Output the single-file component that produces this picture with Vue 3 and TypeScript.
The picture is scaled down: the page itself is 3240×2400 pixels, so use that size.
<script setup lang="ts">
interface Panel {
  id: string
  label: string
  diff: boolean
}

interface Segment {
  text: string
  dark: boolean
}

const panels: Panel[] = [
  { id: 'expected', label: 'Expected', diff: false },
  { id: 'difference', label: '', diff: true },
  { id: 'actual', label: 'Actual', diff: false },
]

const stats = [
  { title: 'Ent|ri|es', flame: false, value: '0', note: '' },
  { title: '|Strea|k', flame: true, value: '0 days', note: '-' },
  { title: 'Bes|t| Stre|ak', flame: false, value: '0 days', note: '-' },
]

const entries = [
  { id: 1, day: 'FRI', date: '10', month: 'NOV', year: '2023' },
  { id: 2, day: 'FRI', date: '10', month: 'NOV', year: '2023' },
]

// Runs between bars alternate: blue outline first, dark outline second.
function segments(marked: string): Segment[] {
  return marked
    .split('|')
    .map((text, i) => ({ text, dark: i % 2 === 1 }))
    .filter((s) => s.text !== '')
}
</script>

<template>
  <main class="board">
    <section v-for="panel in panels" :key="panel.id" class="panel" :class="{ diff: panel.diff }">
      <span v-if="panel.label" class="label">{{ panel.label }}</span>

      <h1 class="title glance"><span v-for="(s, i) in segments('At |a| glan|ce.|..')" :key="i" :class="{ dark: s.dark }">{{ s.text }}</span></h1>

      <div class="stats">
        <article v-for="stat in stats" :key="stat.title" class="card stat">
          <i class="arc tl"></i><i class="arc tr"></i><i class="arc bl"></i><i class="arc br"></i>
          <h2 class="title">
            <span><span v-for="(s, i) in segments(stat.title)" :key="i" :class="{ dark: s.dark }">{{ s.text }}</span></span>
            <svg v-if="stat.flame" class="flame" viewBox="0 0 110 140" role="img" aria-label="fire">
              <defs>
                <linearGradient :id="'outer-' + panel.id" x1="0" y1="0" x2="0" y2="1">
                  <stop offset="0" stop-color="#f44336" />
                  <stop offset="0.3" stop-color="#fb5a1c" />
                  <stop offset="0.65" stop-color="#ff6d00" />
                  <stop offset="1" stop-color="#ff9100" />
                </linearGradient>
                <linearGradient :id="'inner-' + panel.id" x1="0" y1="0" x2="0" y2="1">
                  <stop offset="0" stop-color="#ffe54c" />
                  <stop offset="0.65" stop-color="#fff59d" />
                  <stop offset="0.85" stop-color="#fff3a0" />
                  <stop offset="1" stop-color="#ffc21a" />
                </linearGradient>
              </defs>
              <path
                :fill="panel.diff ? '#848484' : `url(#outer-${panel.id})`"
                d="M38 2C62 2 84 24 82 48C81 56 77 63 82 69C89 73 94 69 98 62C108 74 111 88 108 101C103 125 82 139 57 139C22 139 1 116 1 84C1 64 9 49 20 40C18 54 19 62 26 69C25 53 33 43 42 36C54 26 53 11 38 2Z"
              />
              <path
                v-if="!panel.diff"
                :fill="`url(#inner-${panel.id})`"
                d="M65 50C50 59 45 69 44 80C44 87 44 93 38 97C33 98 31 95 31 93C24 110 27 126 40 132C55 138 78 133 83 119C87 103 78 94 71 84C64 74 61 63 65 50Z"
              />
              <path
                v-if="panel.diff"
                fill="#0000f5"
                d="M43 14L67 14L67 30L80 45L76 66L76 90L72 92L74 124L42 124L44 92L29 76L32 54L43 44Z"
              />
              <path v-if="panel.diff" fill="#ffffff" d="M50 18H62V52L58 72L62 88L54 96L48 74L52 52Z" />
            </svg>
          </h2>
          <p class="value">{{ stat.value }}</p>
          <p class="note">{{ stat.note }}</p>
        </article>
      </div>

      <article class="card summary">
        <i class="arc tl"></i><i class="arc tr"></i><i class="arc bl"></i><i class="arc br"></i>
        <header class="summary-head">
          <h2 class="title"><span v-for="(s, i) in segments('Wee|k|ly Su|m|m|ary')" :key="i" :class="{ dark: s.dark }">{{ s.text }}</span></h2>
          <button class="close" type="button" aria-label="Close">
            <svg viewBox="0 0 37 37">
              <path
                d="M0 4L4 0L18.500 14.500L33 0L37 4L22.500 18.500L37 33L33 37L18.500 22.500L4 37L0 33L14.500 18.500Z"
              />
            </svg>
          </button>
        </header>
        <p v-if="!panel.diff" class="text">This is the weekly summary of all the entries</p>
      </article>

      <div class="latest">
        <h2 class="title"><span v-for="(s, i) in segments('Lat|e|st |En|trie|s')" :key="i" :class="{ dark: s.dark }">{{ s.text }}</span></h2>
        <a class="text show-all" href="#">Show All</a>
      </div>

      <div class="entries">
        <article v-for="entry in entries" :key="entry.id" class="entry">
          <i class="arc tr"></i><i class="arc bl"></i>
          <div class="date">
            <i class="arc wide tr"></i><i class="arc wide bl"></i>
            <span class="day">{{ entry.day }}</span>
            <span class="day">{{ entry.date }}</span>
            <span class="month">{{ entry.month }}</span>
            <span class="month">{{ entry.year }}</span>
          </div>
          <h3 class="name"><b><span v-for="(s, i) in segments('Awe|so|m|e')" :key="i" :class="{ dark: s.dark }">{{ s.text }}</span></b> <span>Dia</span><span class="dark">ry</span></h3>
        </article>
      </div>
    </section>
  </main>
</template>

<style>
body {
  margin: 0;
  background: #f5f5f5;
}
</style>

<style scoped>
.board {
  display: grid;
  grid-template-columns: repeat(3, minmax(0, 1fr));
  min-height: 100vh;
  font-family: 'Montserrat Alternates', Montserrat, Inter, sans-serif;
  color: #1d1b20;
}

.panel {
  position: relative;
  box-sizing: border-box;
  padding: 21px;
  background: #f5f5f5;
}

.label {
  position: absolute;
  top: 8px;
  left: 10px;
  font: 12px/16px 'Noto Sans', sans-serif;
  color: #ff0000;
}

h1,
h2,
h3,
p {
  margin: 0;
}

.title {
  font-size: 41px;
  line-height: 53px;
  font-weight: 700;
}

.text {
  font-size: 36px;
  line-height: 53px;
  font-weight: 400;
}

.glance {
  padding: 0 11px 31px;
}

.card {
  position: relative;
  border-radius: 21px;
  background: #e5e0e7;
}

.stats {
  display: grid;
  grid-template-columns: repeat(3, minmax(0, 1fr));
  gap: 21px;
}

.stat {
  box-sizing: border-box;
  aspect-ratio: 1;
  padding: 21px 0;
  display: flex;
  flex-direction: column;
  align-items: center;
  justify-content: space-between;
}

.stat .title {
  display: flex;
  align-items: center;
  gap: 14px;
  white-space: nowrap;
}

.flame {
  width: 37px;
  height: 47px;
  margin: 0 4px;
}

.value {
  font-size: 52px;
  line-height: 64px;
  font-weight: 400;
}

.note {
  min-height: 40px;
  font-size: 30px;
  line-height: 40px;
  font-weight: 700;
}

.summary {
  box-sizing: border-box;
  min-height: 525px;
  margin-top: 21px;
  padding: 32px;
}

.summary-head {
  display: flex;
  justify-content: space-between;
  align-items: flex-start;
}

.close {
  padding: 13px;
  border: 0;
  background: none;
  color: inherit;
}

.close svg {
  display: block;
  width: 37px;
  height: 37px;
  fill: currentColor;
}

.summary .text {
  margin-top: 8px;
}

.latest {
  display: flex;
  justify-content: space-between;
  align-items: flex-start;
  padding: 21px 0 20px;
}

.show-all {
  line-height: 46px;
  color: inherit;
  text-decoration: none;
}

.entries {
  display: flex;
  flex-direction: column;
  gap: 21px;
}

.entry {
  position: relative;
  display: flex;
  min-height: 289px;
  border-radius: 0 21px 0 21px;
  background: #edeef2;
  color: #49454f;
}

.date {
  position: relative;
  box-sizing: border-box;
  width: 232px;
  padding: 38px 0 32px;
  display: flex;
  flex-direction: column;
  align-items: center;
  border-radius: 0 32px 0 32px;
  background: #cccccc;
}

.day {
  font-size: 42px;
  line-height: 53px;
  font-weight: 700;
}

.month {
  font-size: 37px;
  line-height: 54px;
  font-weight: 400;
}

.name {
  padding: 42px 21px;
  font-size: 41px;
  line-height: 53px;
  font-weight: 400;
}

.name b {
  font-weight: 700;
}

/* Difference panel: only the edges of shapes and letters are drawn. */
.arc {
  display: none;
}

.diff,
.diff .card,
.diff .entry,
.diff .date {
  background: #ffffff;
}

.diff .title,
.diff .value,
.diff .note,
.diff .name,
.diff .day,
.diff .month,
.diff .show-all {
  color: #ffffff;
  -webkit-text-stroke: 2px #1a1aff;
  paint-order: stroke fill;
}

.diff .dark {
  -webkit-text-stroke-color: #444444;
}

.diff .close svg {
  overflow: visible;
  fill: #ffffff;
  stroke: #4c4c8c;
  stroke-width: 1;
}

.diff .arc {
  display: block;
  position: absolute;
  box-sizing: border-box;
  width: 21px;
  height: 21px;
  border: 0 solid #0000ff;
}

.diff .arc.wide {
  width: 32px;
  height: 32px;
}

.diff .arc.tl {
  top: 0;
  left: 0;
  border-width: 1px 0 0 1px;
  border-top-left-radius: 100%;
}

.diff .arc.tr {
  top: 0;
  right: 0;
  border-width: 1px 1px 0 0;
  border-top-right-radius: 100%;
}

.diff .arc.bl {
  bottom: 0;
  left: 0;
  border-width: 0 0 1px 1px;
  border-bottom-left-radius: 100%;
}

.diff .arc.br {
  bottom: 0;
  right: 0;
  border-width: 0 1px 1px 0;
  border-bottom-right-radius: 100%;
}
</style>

#### Problem requirements:
Your task is to quote the lines above, beginning with the first and ending with the one that holds "i) in segments('At".

#### Result of the exercise:
Output the single-file component that produces this picture with Vue 3 and TypeScript.
The picture is scaled down: the page itself is 3240×2400 pixels, so use that size.
<script setup lang="ts">
interface Panel {
  id: string
  label: string
  diff: boolean
}

interface Segment {
  text: string
  dark: boolean
}

const panels: Panel[] = [
  { id: 'expected', label: 'Expected', diff: false },
  { id: 'difference', label: '', diff: true },
  { id: 'actual', label: 'Actual', diff: false },
]

const stats = [
  { title: 'Ent|ri|es', flame: false, value: '0', note: '' },
  { title: '|Strea|k', flame: true, value: '0 days', note: '-' },
  { title: 'Bes|t| Stre|ak', flame: false, value: '0 days', note: '-' },
]

const entries = [
  { id: 1, day: 'FRI', date: '10', month: 'NOV', year: '2023' },
  { id: 2, day: 'FRI', date: '10', month: 'NOV', year: '2023' },
]

// Runs between bars alternate: blue outline first, dark outline second.
function segments(marked: string): Segment[] {
  return marked
    .split('|')
    .map((text, i) => ({ text, dark: i % 2 === 1 }))
    .filter((s) => s.text !== '')
}
</script>

<template>
  <main class="board">
    <section v-for="panel in panels" :key="panel.id" class="panel" :class="{ diff: panel.diff }">
      <span v-if="panel.label" class="label">{{ panel.label }}</span>

      <h1 class="title glance"><span v-for="(s, i) in segments('At |a| glan|ce.|..')" :key="i" :class="{ dark: s.dark }">{{ s.text }}</span></h1>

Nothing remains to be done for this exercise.